===== Material provided

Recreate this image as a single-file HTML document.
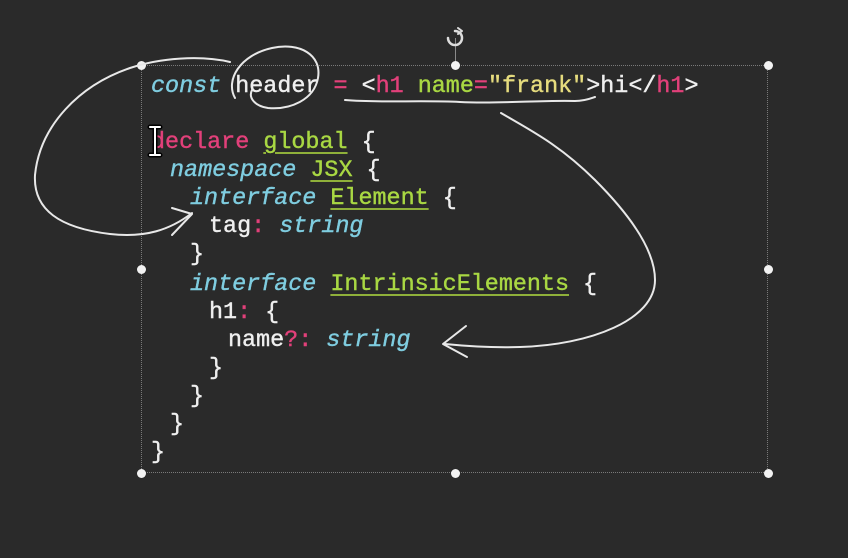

==========
===== Material provided

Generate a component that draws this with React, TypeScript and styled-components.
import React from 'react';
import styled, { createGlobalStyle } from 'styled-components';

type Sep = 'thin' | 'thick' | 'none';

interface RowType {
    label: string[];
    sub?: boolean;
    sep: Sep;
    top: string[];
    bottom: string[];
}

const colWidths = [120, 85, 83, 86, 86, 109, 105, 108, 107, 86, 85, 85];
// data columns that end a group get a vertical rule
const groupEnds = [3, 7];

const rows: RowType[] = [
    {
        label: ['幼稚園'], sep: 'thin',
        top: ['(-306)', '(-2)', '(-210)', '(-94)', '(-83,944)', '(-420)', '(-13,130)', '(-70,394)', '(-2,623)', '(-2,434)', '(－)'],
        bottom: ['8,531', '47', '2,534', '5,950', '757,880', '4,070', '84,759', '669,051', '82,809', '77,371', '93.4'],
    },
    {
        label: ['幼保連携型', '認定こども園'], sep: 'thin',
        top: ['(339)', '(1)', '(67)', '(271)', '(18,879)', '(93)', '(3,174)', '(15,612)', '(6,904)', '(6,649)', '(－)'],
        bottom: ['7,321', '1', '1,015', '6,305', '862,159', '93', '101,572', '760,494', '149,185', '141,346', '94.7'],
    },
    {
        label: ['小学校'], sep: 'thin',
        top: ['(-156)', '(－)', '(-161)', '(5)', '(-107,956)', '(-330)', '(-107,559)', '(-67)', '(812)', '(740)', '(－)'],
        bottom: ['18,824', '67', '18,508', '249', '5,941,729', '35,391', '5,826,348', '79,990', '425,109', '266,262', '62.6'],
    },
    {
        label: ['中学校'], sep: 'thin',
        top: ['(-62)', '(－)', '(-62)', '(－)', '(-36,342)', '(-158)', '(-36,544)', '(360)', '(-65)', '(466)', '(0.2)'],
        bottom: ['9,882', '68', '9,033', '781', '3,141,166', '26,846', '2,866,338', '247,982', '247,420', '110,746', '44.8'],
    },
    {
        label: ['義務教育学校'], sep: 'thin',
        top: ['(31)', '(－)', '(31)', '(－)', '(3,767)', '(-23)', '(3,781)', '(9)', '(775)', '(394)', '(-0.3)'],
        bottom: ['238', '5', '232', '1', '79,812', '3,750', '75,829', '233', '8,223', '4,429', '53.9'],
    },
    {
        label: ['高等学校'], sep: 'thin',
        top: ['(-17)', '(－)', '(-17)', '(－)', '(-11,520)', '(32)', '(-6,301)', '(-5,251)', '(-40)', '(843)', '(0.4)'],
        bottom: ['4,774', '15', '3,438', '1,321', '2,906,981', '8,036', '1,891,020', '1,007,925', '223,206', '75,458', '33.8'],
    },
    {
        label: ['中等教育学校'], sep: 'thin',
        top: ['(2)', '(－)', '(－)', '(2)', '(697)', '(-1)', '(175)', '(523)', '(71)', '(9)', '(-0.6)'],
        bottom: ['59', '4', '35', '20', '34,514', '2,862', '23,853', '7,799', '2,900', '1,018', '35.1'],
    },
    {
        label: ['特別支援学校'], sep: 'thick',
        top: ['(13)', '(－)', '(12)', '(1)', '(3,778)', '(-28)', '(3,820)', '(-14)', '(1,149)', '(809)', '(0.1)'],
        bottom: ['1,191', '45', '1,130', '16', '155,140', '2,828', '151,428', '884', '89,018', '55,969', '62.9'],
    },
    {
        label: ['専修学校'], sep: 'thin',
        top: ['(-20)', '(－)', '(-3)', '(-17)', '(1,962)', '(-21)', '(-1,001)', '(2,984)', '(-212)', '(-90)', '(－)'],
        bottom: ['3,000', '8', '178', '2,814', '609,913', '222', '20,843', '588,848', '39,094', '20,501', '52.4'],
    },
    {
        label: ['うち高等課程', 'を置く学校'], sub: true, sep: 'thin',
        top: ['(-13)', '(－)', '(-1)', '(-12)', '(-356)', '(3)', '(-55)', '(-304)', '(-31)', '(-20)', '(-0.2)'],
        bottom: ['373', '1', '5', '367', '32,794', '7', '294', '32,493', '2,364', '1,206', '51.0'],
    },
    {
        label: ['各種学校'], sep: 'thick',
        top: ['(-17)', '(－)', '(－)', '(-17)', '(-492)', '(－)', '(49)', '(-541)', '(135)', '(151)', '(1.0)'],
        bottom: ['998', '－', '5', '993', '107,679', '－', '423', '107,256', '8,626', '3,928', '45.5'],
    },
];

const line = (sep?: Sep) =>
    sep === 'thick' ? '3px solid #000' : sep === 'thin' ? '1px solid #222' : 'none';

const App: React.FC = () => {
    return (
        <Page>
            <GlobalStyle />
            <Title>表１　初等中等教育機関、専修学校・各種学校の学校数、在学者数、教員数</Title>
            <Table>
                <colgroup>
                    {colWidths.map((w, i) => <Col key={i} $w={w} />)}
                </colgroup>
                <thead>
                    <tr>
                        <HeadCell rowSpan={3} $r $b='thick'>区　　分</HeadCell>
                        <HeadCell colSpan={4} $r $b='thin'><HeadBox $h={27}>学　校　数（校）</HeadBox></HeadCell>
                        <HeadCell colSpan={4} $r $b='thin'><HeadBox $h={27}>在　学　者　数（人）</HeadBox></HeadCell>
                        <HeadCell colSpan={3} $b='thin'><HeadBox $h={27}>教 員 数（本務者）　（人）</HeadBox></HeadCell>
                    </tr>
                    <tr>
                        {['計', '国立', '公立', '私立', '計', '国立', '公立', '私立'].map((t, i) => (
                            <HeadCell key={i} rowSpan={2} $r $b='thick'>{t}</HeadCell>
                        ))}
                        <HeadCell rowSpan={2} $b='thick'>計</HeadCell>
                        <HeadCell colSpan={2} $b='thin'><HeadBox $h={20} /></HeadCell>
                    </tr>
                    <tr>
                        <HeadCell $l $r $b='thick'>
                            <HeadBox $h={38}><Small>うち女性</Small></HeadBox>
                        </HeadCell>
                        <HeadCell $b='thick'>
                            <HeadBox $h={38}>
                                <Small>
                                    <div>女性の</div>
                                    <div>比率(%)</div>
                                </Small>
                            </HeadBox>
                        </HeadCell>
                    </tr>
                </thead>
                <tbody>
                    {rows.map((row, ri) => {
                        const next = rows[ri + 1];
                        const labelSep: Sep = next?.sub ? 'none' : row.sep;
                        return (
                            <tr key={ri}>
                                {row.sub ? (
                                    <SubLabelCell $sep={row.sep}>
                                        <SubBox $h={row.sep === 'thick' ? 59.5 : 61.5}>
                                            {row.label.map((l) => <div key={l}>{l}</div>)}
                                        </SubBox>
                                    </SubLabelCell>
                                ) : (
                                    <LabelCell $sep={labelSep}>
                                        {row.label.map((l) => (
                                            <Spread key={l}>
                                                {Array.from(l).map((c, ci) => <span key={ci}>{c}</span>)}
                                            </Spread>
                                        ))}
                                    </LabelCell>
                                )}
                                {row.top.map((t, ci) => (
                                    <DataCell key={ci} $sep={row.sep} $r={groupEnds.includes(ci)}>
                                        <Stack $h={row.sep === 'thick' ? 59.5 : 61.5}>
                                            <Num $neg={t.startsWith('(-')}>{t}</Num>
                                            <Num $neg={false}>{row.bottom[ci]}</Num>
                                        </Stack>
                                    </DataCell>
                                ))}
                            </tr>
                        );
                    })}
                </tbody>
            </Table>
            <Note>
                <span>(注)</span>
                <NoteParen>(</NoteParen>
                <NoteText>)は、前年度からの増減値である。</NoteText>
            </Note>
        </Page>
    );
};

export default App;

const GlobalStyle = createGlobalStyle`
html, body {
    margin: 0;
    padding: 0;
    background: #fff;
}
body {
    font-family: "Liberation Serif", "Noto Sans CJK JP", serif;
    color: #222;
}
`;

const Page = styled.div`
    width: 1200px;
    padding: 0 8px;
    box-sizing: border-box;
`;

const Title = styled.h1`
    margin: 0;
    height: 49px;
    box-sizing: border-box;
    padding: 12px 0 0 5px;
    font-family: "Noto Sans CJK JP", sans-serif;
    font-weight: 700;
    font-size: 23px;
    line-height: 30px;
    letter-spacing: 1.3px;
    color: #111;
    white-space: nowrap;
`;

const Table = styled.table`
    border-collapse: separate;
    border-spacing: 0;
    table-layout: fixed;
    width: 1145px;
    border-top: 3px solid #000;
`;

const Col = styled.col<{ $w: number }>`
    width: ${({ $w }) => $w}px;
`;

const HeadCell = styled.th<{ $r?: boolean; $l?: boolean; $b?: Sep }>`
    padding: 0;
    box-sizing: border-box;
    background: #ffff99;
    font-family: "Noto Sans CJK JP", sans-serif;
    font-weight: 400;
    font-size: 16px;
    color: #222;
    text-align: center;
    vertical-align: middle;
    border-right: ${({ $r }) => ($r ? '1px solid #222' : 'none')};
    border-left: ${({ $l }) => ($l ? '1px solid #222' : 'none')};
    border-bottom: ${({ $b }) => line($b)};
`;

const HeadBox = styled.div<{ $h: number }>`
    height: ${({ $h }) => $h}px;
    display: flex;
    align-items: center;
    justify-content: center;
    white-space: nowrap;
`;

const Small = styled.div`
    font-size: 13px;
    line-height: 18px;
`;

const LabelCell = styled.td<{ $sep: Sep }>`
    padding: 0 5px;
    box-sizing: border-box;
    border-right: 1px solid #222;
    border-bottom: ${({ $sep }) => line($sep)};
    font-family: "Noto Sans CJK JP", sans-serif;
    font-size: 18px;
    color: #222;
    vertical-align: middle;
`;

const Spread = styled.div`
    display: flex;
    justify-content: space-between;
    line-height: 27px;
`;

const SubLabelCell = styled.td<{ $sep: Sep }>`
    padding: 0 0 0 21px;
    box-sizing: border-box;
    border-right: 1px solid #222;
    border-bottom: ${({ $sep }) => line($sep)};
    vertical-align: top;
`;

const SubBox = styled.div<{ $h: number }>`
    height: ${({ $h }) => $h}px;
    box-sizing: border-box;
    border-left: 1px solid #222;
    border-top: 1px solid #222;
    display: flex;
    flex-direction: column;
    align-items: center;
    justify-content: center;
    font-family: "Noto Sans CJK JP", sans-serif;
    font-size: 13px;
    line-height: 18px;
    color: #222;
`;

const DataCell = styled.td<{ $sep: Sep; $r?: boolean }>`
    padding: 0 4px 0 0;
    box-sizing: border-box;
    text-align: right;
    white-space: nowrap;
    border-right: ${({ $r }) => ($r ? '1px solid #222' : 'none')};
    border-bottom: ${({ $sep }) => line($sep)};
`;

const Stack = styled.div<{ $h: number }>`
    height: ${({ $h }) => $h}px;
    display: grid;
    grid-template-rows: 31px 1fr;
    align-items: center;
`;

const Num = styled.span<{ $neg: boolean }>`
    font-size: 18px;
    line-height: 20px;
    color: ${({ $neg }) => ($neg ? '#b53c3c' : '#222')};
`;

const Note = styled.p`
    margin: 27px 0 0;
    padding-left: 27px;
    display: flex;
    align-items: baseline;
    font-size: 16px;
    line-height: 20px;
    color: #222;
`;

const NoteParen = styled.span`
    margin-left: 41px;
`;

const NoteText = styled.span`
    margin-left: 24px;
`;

==========
===== Material provided

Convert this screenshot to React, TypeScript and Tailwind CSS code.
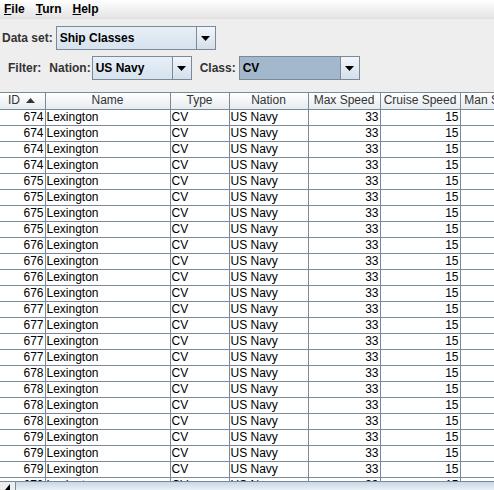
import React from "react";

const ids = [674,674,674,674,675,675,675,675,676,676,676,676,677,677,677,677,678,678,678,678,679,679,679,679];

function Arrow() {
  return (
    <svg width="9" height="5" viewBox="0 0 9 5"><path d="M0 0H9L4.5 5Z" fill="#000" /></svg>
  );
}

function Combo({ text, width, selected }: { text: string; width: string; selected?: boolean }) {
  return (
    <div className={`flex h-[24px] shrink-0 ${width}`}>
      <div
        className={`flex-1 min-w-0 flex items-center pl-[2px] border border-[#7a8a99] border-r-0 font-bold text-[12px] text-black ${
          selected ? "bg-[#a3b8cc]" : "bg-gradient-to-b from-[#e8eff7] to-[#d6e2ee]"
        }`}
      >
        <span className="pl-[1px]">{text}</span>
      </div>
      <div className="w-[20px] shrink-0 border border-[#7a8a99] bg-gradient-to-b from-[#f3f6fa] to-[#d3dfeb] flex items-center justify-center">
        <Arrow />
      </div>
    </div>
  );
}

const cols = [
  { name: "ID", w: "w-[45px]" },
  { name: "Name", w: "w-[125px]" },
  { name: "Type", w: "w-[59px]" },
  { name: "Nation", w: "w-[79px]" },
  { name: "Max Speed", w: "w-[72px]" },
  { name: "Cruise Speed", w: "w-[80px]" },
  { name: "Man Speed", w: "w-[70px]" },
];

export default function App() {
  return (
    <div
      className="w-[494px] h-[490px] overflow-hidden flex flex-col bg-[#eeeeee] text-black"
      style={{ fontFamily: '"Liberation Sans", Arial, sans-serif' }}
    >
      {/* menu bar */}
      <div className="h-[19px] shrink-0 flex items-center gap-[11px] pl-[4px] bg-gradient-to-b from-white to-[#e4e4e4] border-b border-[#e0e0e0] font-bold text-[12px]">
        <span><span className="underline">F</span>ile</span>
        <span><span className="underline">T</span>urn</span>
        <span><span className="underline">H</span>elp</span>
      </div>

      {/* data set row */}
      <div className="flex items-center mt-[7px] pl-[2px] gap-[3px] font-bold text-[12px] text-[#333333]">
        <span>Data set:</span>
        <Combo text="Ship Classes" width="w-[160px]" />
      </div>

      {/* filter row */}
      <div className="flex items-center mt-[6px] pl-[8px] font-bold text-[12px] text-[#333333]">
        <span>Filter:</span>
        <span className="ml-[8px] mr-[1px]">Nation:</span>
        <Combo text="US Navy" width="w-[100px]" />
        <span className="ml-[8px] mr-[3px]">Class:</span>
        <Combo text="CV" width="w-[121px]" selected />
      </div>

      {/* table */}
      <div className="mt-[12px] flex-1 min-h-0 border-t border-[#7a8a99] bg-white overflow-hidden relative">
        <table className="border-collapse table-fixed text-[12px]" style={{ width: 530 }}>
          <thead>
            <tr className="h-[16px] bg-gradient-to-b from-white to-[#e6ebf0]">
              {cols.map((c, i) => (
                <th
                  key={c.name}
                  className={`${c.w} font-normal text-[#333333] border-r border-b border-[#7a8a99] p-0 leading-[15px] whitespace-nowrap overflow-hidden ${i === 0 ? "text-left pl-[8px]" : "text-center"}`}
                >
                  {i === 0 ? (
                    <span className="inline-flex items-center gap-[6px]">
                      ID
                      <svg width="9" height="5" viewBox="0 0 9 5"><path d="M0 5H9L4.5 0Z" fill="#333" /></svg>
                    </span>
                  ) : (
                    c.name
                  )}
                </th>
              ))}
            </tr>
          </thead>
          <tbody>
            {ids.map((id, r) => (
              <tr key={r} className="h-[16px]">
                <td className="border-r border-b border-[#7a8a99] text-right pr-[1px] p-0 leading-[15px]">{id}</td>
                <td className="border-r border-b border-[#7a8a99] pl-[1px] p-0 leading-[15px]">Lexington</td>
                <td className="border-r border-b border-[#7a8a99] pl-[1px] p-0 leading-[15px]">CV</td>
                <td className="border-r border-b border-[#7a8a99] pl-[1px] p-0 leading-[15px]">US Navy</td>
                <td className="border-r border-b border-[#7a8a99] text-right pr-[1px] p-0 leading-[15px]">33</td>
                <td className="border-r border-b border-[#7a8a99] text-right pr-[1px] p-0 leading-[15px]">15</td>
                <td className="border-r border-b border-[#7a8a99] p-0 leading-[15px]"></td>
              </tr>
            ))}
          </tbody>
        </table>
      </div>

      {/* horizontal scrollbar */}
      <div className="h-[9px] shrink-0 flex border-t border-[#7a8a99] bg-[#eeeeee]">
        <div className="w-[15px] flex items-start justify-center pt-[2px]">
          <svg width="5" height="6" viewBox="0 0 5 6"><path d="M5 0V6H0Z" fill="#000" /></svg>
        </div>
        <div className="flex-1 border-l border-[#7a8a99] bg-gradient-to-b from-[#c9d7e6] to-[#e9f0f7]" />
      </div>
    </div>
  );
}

==========

## What you will do
Nothing outside the span should appear: copy exactly from the line with "Generate a component" through the line with "const groupEnds = [3, 7];".

## Worked solution
Generate a component that draws this with React, TypeScript and styled-components.
import React from 'react';
import styled, { createGlobalStyle } from 'styled-components';

type Sep = 'thin' | 'thick' | 'none';

interface RowType {
    label: string[];
    sub?: boolean;
    sep: Sep;
    top: string[];
    bottom: string[];
}

const colWidths = [120, 85, 83, 86, 86, 109, 105, 108, 107, 86, 85, 85];
// data columns that end a group get a vertical rule
const groupEnds = [3, 7];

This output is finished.